Pick a pear. I specified Anjou pears for this recipe, but feel free to substitute. Why these worked well for me has more to do with their barrel-like shape than their flavor. It made it easy to core them without destroying the tops. Bosc pears, with their slender tops, would probably not be the best choice here.

“Toasted nuts, stat!” Any time a recipe calls for toasted nuts—walnuts, pine nuts, pecans—just throw shelled nuts into a dry nonstick skillet and toast them over a medium flame, stirring occasionally, until fragrant. For walnuts or pecans, probably 3 to 5 minutes. For pine nuts, which are smaller, less time is needed. Just be careful not to burn them. Transfer to a plate to cool. You can also throw nuts on a cookie sheet and toast them in the oven. This works particularly well for thick-bodied nuts like cashews and almonds.

And rather than chopping the nuts, I prefer to break them by hand. It’s easy and you don’t send nut fragments flying around the kitchen.

20 thoughts on “You can keep your apples—baked pears make for a great seasonal dessert

  1. Yup, those are begging for some homemade ice cream!
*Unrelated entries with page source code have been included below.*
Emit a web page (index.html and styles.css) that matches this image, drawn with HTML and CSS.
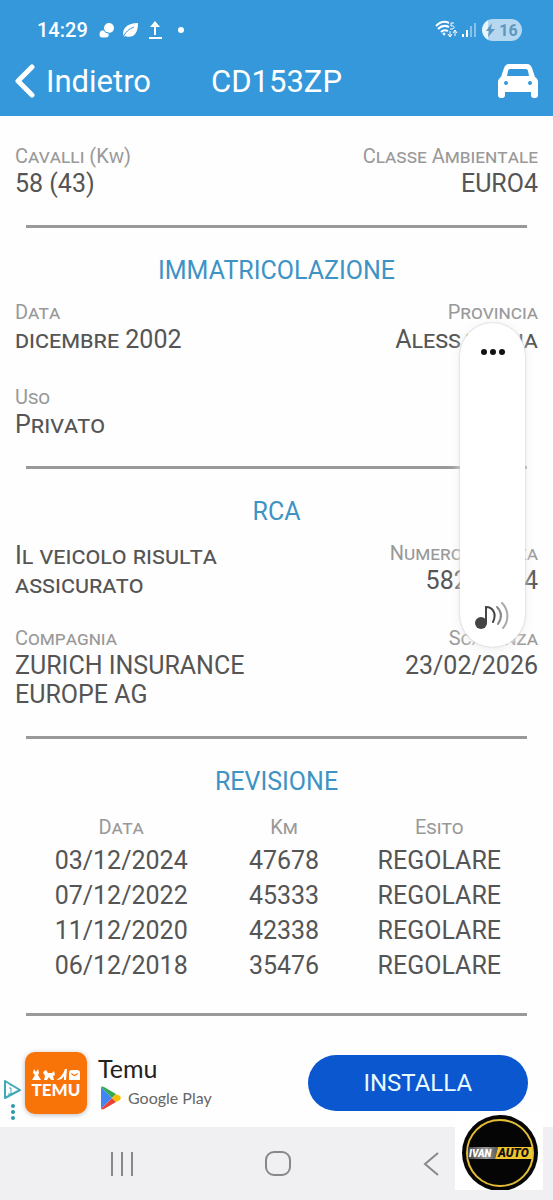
FILE: index.html
```
<!doctype html>
<html lang="it">
<head>
	<meta charset="UTF-8">
	<meta name="viewport" content="width=device-width,initial-scale=1.0">
	<title>CD153ZP</title>
	<link rel="stylesheet" href="styles.css">
</head>
<body>
	<header class="head">
		<div class="status">
			<span class="time">14:29</span>
			<svg class="status_icons" width="88" height="22" viewBox="0 0 88 22" fill="#fff">
				<circle cx="11" cy="9" r="5"/>
				<path d="M1 15a4 4 0 0 1 5-4c1 2 2 3 5 3 1 3-1 5-3 5H4c-2 0-3-2-3-4z" stroke="#3498db" stroke-width="1"/>
				<path d="M26 18c-3-7 2-14 14-14 0 11-5 16-13 13z"/>
				<path d="M25 19c2-6 6-9 11-11" fill="none" stroke="#3498db" stroke-width="1"/>
				<path d="M51 18h13v2H51zM56 16V8h-4l5-6 5 6h-4v8z"/>
				<circle cx="83" cy="11" r="3"/>
			</svg>
			<svg class="signal" width="42" height="22" viewBox="0 0 42 22" fill="none" stroke="#fff">
				<path d="M1 7c4-4 9-5 13-3M3 10c3-3 7-4 11-2M6 13c2-2 5-2 7-1" stroke-width="2"/>
				<circle cx="9" cy="15" r="1" fill="#fff"/>
				<path d="M19 4h-3v3c4-1 4 3 1 3h-2" stroke-width="1"/>
				<path d="M15 12v6M13 15l2 3 2-3M20 17v-5M18 14l2-3 2 3" stroke-width="1"/>
				<path d="M28 15v3M32 11v7" stroke-width="2"/>
				<path d="M36 7v11M40 4v14" stroke-width="2" opacity=".4"/>
			</svg>
			<span class="battery">
				<svg width="9" height="14" viewBox="0 0 9 14"><path d="M6 0L0 8h3l-1 6 7-8H5z" fill="#5d97bd"/></svg>
				16
			</span>
		</div>
		<nav class="bar">
			<a href="#" class="back">
				<svg width="20" height="34" viewBox="0 0 20 34"><path d="M17 3L3 17l14 14" fill="none" stroke="#fff" stroke-width="5" stroke-linecap="round" stroke-linejoin="round"/></svg>
				Indietro
			</a>
			<h1 class="plate">CD153ZP</h1>
			<button class="car" aria-label="Veicolo">
				<svg width="40" height="36" viewBox="0 0 40 36">
					<path fill="#fff" fill-rule="evenodd" d="M11 1h18c3 0 4 2 5 4l3 9c2 1 3 3 3 5v13c0 2-1 3-3 3h-1c-2 0-3-1-3-3v-3H7v3c0 2-1 3-3 3H3c-2 0-3-1-3-3V19c0-2 1-4 3-5l3-9c1-2 2-4 5-4zM12 6c-1 0-2 1-2 2l-1 5h22l-1-5c0-1-1-2-2-2zM8 18a2 2 0 1 0 0 4 2 2 0 0 0 0-4zM32 18a2 2 0 1 0 0 4 2 2 0 0 0 0-4z"/>
				</svg>
			</button>
		</nav>
	</header>

	<main class="content">
		<section class="block">
			<dl class="row">
				<div><dt>Cavalli (Kw)</dt><dd>58 (43)</dd></div>
				<div class="right"><dt>Classe Ambientale</dt><dd>EURO4</dd></div>
			</dl>
		</section>

		<section class="block">
			<h2>IMMATRICOLAZIONE</h2>
			<dl class="row">
				<div><dt>Data</dt><dd>dicembre 2002</dd></div>
				<div class="right"><dt>Provincia</dt><dd>Alessandria</dd></div>
			</dl>
			<dl class="row">
				<div><dt>Uso</dt><dd>Privato</dd></div>
			</dl>
		</section>

		<section class="block">
			<h2>RCA</h2>
			<div class="row">
				<p class="insured">Il veicolo risulta assicurato</p>
				<dl class="right"><dt>Numero Polizza</dt><dd>58200004</dd></dl>
			</div>
			<dl class="row">
				<div><dt>Compagnia</dt><dd>ZURICH INSURANCE EUROPE AG</dd></div>
				<div class="right"><dt>Scadenza</dt><dd>23/02/2026</dd></div>
			</dl>
		</section>

		<section class="block">
			<h2>REVISIONE</h2>
			<table class="checks">
				<thead>
					<tr><th class="col_date">Data</th><th class="col_km">Km</th><th>Esito</th></tr>
				</thead>
				<tbody>
					<tr><td>03/12/2024</td><td>47678</td><td>REGOLARE</td></tr>
					<tr><td>07/12/2022</td><td>45333</td><td>REGOLARE</td></tr>
					<tr><td>11/12/2020</td><td>42338</td><td>REGOLARE</td></tr>
					<tr><td>06/12/2018</td><td>35476</td><td>REGOLARE</td></tr>
				</tbody>
			</table>
		</section>
	</main>

	<!-- banner -->
	<aside class="ad">
		<svg class="ad_choices" width="18" height="44" viewBox="0 0 18 44">
			<path d="M2 4l15 9-15 8z" fill="none" stroke="#3fa9b5" stroke-width="2" stroke-linejoin="round"/>
			<path d="M6 11h2v6M5 17h5M7 8h2" fill="none" stroke="#3fa9b5" stroke-width="1"/>
			<g fill="#2e9aa8"><circle cx="10" cy="29" r="2"/><circle cx="10" cy="35" r="2"/><circle cx="10" cy="41" r="2"/></g>
		</svg>
		<div class="ad_logo">
			<svg width="48" height="12" viewBox="0 0 48 12" fill="#fff">
				<path d="M2 0l2 3 2-3 1 4-1 2 3 5H0l3-5-2-2z"/>
				<path d="M11 3l3-2 2 3h4l2-2 1 4-2 1 1 4h-3l-2-3-2 3h-3l1-4z"/>
				<path d="M33 0h2l-1 11h-2V7c-2 3-4 4-8 4 4-2 7-5 9-11z"/>
				<path fill-rule="evenodd" d="M40 1h5c2 0 3 1 3 3v7H37V4c0-2 1-3 3-3zM39 4c1 4 6 4 7 0h-1c-1 2-4 2-5 0z"/>
			</svg>
			<span>TEMU</span>
		</div>
		<div class="ad_text">
			<strong class="ad_name">Temu</strong>
			<span class="store">
				<svg width="21" height="24" viewBox="0 0 21 24">
					<path d="M1 1v22l11-11z" fill="#4285f4"/>
					<path d="M1 1c1-1 2 0 3 0l12 7-4 4z" fill="#34a853"/>
					<path d="M1 23c1 1 2 0 3 0l12-7-4-4z" fill="#ea4335"/>
					<path d="M16 8l4 2c1 1 1 3 0 4l-4 2-4-4z" fill="#fbbc04"/>
				</svg>
				Google Play
			</span>
		</div>
		<button class="install">INSTALLA</button>
	</aside>

	<footer class="keys">
		<button aria-label="Recenti"><svg width="24" height="26" viewBox="0 0 24 26"><path d="M2 1v24M12 1v24M22 1v24"/></svg></button>
		<button aria-label="Home"><svg width="26" height="26" viewBox="0 0 26 26"><rect x="1" y="1" width="24" height="23" rx="8"/></svg></button>
		<button aria-label="Indietro"><svg width="18" height="26" viewBox="0 0 18 26"><path d="M16 2L3 13l13 11"/></svg></button>
		<div class="sticker">
			<svg width="88" height="76" viewBox="0 0 88 76">
				<defs>
					<linearGradient id="steel"><stop offset="0" stop-color="#444"/><stop offset=".6" stop-color="#999"/><stop offset="1" stop-color="#555"/></linearGradient>
				</defs>
				<circle cx="45" cy="39" r="38" fill="#050505"/>
				<circle cx="45" cy="39" r="33" fill="none" stroke="#e3bd35" stroke-width="2"/>
				<path d="M13 33h30l-3 12H13z" fill="url(#steel)"/>
				<path d="M43 33h34v12H40z" fill="#f0c52e"/>
				<g font-family="Roboto, sans-serif" font-weight="900" font-style="italic">
					<text x="14" y="43" font-size="10" fill="#fff">IVAN</text>
					<text x="43" y="43" font-size="12" fill="#111">AUTO</text>
				</g>
			</svg>
		</div>
	</footer>

	<!-- volume panel -->
	<div class="volume">
		<button aria-label="Altro">
			<svg width="26" height="8" viewBox="0 0 26 8" fill="#111"><circle cx="4" cy="4" r="3"/><circle cx="13" cy="4" r="3"/><circle cx="22" cy="4" r="3"/></svg>
		</button>
		<button aria-label="Suono">
			<svg width="38" height="30" viewBox="0 0 38 30" fill="none" stroke-linecap="round">
				<circle cx="7" cy="22" r="6" fill="#444"/>
				<path d="M12 22V6c7 0 11 7 7 15" stroke="#444" stroke-width="2"/>
				<path d="M23 6c5 5 5 11 1 17" stroke="#888" stroke-width="2"/>
				<path d="M28 2c7 7 7 18 1 25" stroke="#aaa" stroke-width="2"/>
			</svg>
		</button>
	</div>
</body>
</html>
```
FILE: styles.css
```
*{
	padding: 0;
	margin: 0;
	box-sizing: border-box;
}
body{
	position: relative;
	min-height: 100vh;
	display: flex;
	flex-direction: column;
	font-family: Roboto, sans-serif;
	font-size: 25px;
	line-height: 29px;
	color: #555;
	background: #fefefe;
}
button{
	border: 0;
	background: none;
	font: inherit;
	color: inherit;
}
svg{
	display: block;
}

/* header */
.head{
	height: 116px;
	padding-top: 18px;
	background: #3498db;
	color: #fff;
}
.status{
	display: flex;
	align-items: center;
	height: 24px;
	padding: 0 31px 0 37px;
}
.time{
	font-size: 20px;
	font-weight: 500;
}
.status_icons{
	margin-left: 10px;
}
.signal{
	margin-left: auto;
}
.battery{
	display: flex;
	align-items: center;
	justify-content: center;
	gap: 4px;
	width: 40px;
	height: 22px;
	margin-left: 5px;
	border-radius: 11px;
	font-size: 16px;
	font-weight: 700;
	color: #5d97bd;
	background: linear-gradient(90deg, #e8f5fc 16%, #b5d8f0 16%);
}
.bar{
	display: grid;
	grid-template-columns: 1fr auto 1fr;
	align-items: center;
	height: 78px;
	padding: 0 15px;
}
.back{
	display: flex;
	align-items: center;
	gap: 11px;
	font-size: 31px;
	color: #fff;
	text-decoration: none;
}
.plate{
	font-size: 31px;
	font-weight: 400;
}
.car{
	justify-self: end;
}

/* vehicle data */
.content{
	padding-top: 28px;
}
.block{
	padding: 0 15px 27px;
}
.block::after{
	content: "";
	display: block;
	height: 3px;
	margin: 27px 11px 0;
	background: #999;
}
.block + .block{
	padding-top: 1px;
}
h2{
	margin-bottom: 15px;
	font-size: 25px;
	font-weight: 400;
	text-align: center;
	color: #3d93c4;
}
.row{
	display: flex;
	justify-content: space-between;
	font-variant: small-caps;
}
.row + .row{
	margin-top: 31px;
}
.row > *{
	width: 50%;
}
.insured{
	margin-bottom: -4px;
}
.right{
	text-align: right;
}
dt{
	font-size: 20px;
	line-height: 25px;
	color: #999;
}
.checks{
	width: calc(100% - 22px);
	margin: 19px 11px 30px;
	table-layout: fixed;
	border-collapse: collapse;
	text-align: center;
}
.checks th{
	height: 28px;
	font-size: 20px;
	font-weight: 400;
	font-variant: small-caps;
	line-height: 25px;
	vertical-align: top;
	color: #999;
}
.checks td{
	height: 35px;
}
.col_date{
	width: 38%;
}
.col_km{
	width: 27%;
}

/* banner */
.ad{
	display: flex;
	align-items: center;
	flex: 1;
	padding: 0 25px 4px 3px;
}
.ad_choices{
	margin-top: 32px;
}
.ad_logo{
	display: flex;
	flex-direction: column;
	align-items: center;
	justify-content: center;
	width: 62px;
	height: 62px;
	margin-left: 4px;
	border-radius: 10px;
	font: 900 17px/17px Lato, sans-serif;
	color: #fff;
	background: #f97408;
	box-shadow: 0 1px 5px #bbb;
}
.ad_text{
	margin-left: 11px;
	font-family: Lato, sans-serif;
}
.ad_name{
	font-weight: 400;
	color: #222;
}
.store{
	display: flex;
	align-items: center;
	gap: 7px;
	padding-left: 2px;
	font-size: 16px;
	color: #666;
}
.install{
	width: 42%;
	height: 56px;
	margin-left: auto;
	border-radius: 28px;
	font-size: 24px;
	color: #e8faff;
	background: #0b57d0;
}

/* system keys */
.keys{
	position: relative;
	display: flex;
	align-items: center;
	justify-content: space-around;
	height: 73px;
	padding: 0 48px 0 44px;
	background: #f0f0f3;
}
.keys button svg{
	fill: none;
	stroke: #888;
	stroke-width: 2;
}
.sticker{
	position: absolute;
	right: 10px;
	bottom: 10px;
	background: #fff;
}

/* lies over the page */
.volume{
	position: absolute;
	top: 323px;
	right: 28px;
	display: flex;
	flex-direction: column;
	align-items: center;
	justify-content: space-between;
	width: 65px;
	height: 324px;
	padding: 25px 0 16px;
	border-radius: 33px;
	background: #fff;
	box-shadow: 0 0 2px #bbb, 0 2px 12px #eee;
}
```
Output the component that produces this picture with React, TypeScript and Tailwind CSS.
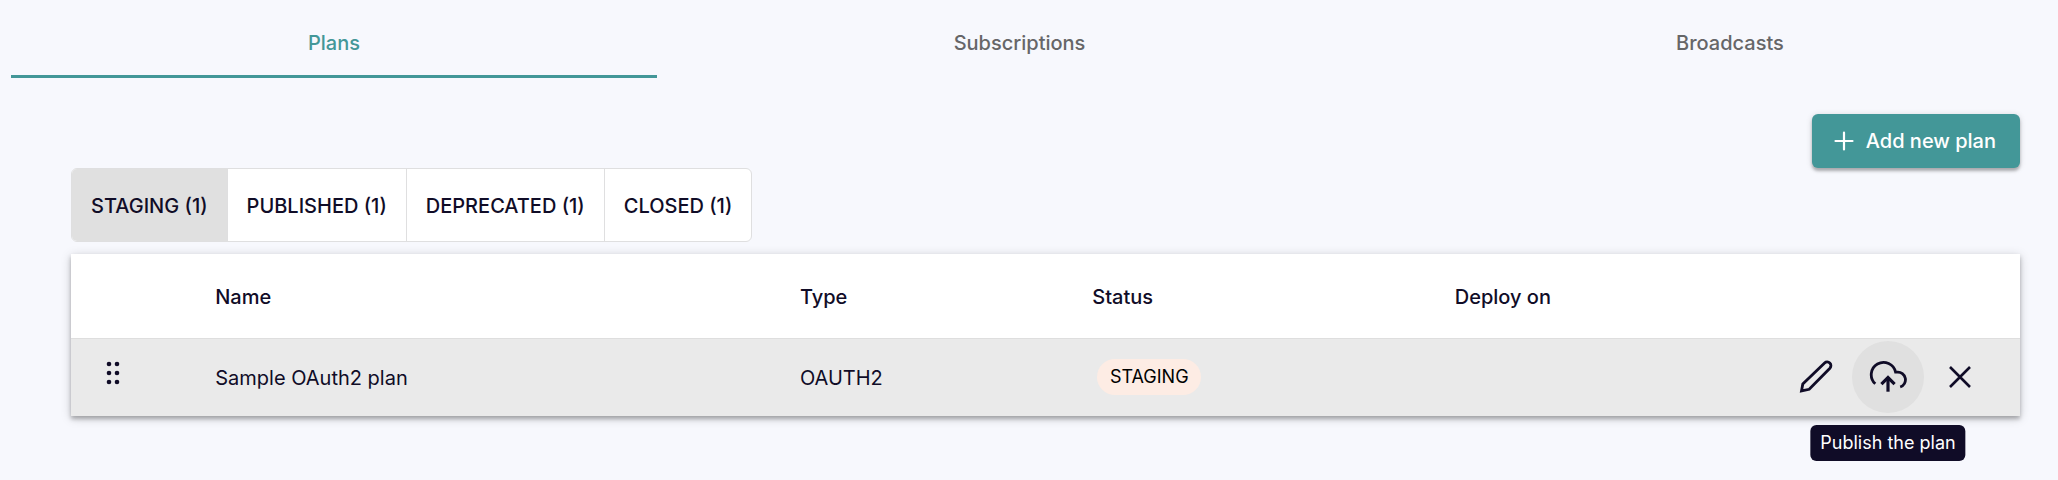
import { useState } from "react";
import type { ReactNode } from "react";

const tabs = ["Plans", "Subscriptions", "Broadcasts"];
const filters = ["STAGING (1)", "PUBLISHED (1)", "DEPRECATED (1)", "CLOSED (1)"];

function PlusIcon() {
  return (
    <svg width="20" height="20" viewBox="0 0 20 20" fill="none" stroke="currentColor" strokeWidth="2.2" strokeLinecap="round" aria-hidden="true">
      <path d="M10 1.5v17M1.5 10h17" />
    </svg>
  );
}

function DragIcon() {
  return (
    <svg width="16" height="26" viewBox="0 0 16 26" fill="currentColor" aria-hidden="true">
      <circle cx="4" cy="4" r="2.3" />
      <circle cx="12" cy="4" r="2.3" />
      <circle cx="4" cy="13" r="2.3" />
      <circle cx="12" cy="13" r="2.3" />
      <circle cx="4" cy="22" r="2.3" />
      <circle cx="12" cy="22" r="2.3" />
    </svg>
  );
}

function PencilIcon() {
  return (
    <svg width="36" height="36" viewBox="0 0 36 36" fill="none" stroke="currentColor" strokeWidth="2.8" aria-hidden="true">
      <path d="M3.5 31.9l1.3-7L26.6 3.9a3.75 3.75 0 0 1 5.3 5.3L11.2 30.3z" />
    </svg>
  );
}

function CloudUploadIcon() {
  return (
    <svg width="38" height="38" viewBox="0 0 38 38" fill="none" stroke="currentColor" strokeWidth="2.8" aria-hidden="true">
      <path d="M6.3 25.8A12.3 12.3 0 1 1 26.6 14.2h1.6a7.6 7.6 0 0 1 3 14.8" />
      <path d="M19 33.7V19" strokeWidth="3.2" />
      <path d="M12.4 26.2L19 19.6l6.6 6.6" strokeWidth="3.2" />
    </svg>
  );
}

function CloseIcon() {
  return (
    <svg width="24" height="24" viewBox="0 0 24 24" fill="none" stroke="currentColor" strokeWidth="2.6" aria-hidden="true">
      <path d="M2 2l20 20M22 2L2 22" />
    </svg>
  );
}

function IconButton({ label, active = false, children }: { label: string; active?: boolean; children: ReactNode }) {
  return (
    <button
      type="button"
      aria-label={label}
      className={`relative flex size-[72px] items-center justify-center rounded-full ${active ? "bg-[#e0e0e0]" : ""}`}
    >
      {children}
    </button>
  );
}

export default function App() {
  const [tab, setTab] = useState(0);
  const [filter, setFilter] = useState(0);

  return (
    <main className="min-h-screen overflow-hidden bg-[#f7f8fd] font-['Inter',sans-serif] text-xl text-[#100c27]">
      <nav role="tablist" className="-mr-5 grid grid-cols-[646fr_725fr_696fr] pl-[11px]">
        {tabs.map((name, i) => (
          <button
            key={name}
            type="button"
            role="tab"
            aria-selected={tab === i}
            onClick={() => setTab(i)}
            className={`h-[78px] border-b-[3px] pt-2.5 font-medium ${
              tab === i ? "border-[#439798] text-[#439798]" : "border-transparent text-[#666668]"
            }`}
          >
            {name}
          </button>
        ))}
      </nav>

      <section className="pt-9 pr-[38px] pb-16 pl-[71px]">
        <div className="flex justify-end">
          <button
            type="button"
            className="flex h-[54px] items-center gap-3 rounded-md bg-[#439798] pr-6 pl-[22px] font-medium text-white shadow-[0_3px_3px_rgba(0,0,0,0.25),0_1px_6px_rgba(0,0,0,0.15)]"
          >
            <PlusIcon />
            Add new plan
          </button>
        </div>

        <div className="flex">
          <div role="group" aria-label="Plan status" className="flex h-[74px] overflow-hidden rounded-md border border-[#dfdfe0] bg-white">
            {filters.map((name, i) => (
              <button
                key={name}
                type="button"
                aria-pressed={filter === i}
                onClick={() => setFilter(i)}
                className={`border-l border-[#dfdfe0] px-[19px] pt-0.5 font-medium first:border-l-0 ${filter === i ? "bg-[#e0e0e0]" : ""}`}
              >
                {name}
              </button>
            ))}
          </div>
        </div>

        <table className="mt-3 w-full table-fixed border-collapse bg-white text-left shadow-[0_3px_4px_rgba(0,0,0,0.25),0_2px_10px_rgba(0,0,0,0.18)]">
          <colgroup>
            <col className="w-[7.4%]" />
            <col className="w-[30%]" />
            <col className="w-[15%]" />
            <col className="w-[18.6%]" />
            <col className="w-[29%]" />
          </colgroup>
          <thead>
            <tr className="h-[84px] border-b border-[#dedede]">
              <th aria-label="Order" />
              <th className="pt-0.5 font-medium">Name</th>
              <th className="pt-0.5 font-medium">Type</th>
              <th className="pt-0.5 font-medium">Status</th>
              <th className="pt-0.5 font-medium">Deploy on</th>
            </tr>
          </thead>
          <tbody>
            <tr className="h-[78px] bg-[#eaeaea]">
              <td className="pb-2 pl-[34px]">
                <button type="button" aria-label="Reorder plan" className="flex cursor-grab">
                  <DragIcon />
                </button>
              </td>
              <td className="pt-0.5">Sample OAuth2 plan</td>
              <td className="pt-0.5">OAUTH2</td>
              <td className="pl-[5px]">
                <span className="flex h-9 w-26 items-center justify-center rounded-full bg-[#fdece4] text-lg text-black">STAGING</span>
              </td>
              <td className="pr-6">
                <div className="flex justify-end">
                  <IconButton label="Edit the plan">
                    <PencilIcon />
                  </IconButton>
                  <div className="relative">
                    <IconButton label="Publish the plan" active>
                      <CloudUploadIcon />
                    </IconButton>
                    <span
                      role="tooltip"
                      className="absolute top-full left-1/2 mt-3 flex h-9 -translate-x-1/2 items-center rounded-md bg-[#100c27] px-2.5 text-lg whitespace-nowrap text-white"
                    >
                      Publish the plan
                    </span>
                  </div>
                  <IconButton label="Close the plan">
                    <CloseIcon />
                  </IconButton>
                </div>
              </td>
            </tr>
          </tbody>
        </table>
      </section>
    </main>
  );
}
    I’m not with you on the apples though, I love apples as well as pears. And the thought of nuts and chopping is just scary!

  2. These look lovely. We used to make baked apples in the microwave all the time growing up (it totally works) but I’ve never done pears!

  3. You rock Terry, your new site looks absolutely gorgeous. I am stunned-. I love apples too. A few weeks ago I posted an apple cake recipe, that surprised me I (since my English sucks) It became a real hit ;0
    Baked and poached apples are my favorite desserts in all occasions Also, the photo is beautiful as always.

  4. I used to think of pears the way you think of apples UNTIL i found Comice pears. They’re hard to find but I encourage you to search for they are THE sweetest, loveliest pears in the world.

    Now if you can find Pacific Rose apples (also a spotty item, perhaps they’re not a great shipping apple) you may change how you think about apples.

  5. mmm..pears are good for the throat and since i’ve got a cold and a sore throat, i’ve been trying to eat more pears. this might just be the right pudding for me! and what a splendidly fall dish as well 😉

  6. Thanks, Donald! In revisiting this recipe, I did see some that called for ice cream on the side. If I did that, I’d go with vanilla and only serve half a pear with it.

    Patricia—I am coming around a bit; I sometimes cook with apples now. But picking up an apple and biting into it? Not so much.

    Maggie—You know, Mark Bittman wrote about cooking vegetables in the microwave, something I need to explore one of these days. So I’ll bet the pears would be great nuked.

    Sylvia—Thanks, my friend! And first, I applaud you writing in English—I couldn’t begin to do the same in Portuguese. And second, the popularity of your apple cake just shows how food transcends language.

    Carol—I actually started to use Comice pears for this dish, but the ones available to me were a little past it. You have me curious about the Pacific Rose apples now, if for no other reason than the wonderful name.

    diva—Thanks! And take care of that sore throat.

    Thanks for stopping by, redmenace! My quick look at your lovely blog [and the great photos by your beau] tells me I’ll be back.

  7. Man, sometimes I think you’re hanging around in my head: last night’s dessert was not apple pie, but PEAR pie. It was good stuff. In fact, it was tonight’s dessert too.

    This looks beautiful, a simple celebration of the goodness of pears.

  8. Well, like some of the others here, I don’t agree with you about apples. In fact, I just bought 4 Rome apples for baking. But I’ve never considered baking pears. Poaching? Yes. Definitely. But baking? Never thought of it. So thanks once again for stimulating my culinary imagination!

  9. I’ve already commented on how much I like to stick an apple in my pot of chili (to cut the tomato acid). But now I’m thinking “hmmm … pear chili!” Beautiful offering this week.

  10. Christina—Ha! Somehow I feel I should make a joke about it being dark and scary there inside your head, but I can tell that that’s just so not the case.

    You know, Toni, I sometimes feel I should just try to get over myself about apples. But there are already so many other self-improvement projects I need to tackle first.

    Yeah, I remembered about you adding an apple to chili, Carolyn. Still haven’t tried it, but I should. And even though we cook chili regularly, it’s now totally chili season.

  11. i just found your website. what a joy. beautifully written and photographed. and on topic, pears are great this year at union square.
    made a version of Tarte aux poires bourdaloue (Pear Tart with Custard)
    last week with almonds in the crust and a decadent custard with a touch of cardamom…
    thanks again for your great blog.

  12. Thanks so much, deana! I hope you come back for more.

    Thanks, Mike! I have to say that even though I profess a disdain for apples, your recent Caramelized Apple and Cinnamon Cream Tart is making me rethink that position.

    Lydia—You should try some walnuts or pecans next time. Nuts really give this dessert a richness the fruit alone doesn’t have.

  13. This looks terrific and I think Donald was on to something with the ice cream. I’d be lost without my Honey Crisp apples in the fall, but pears are definitely a favorite. I will try this one for sure!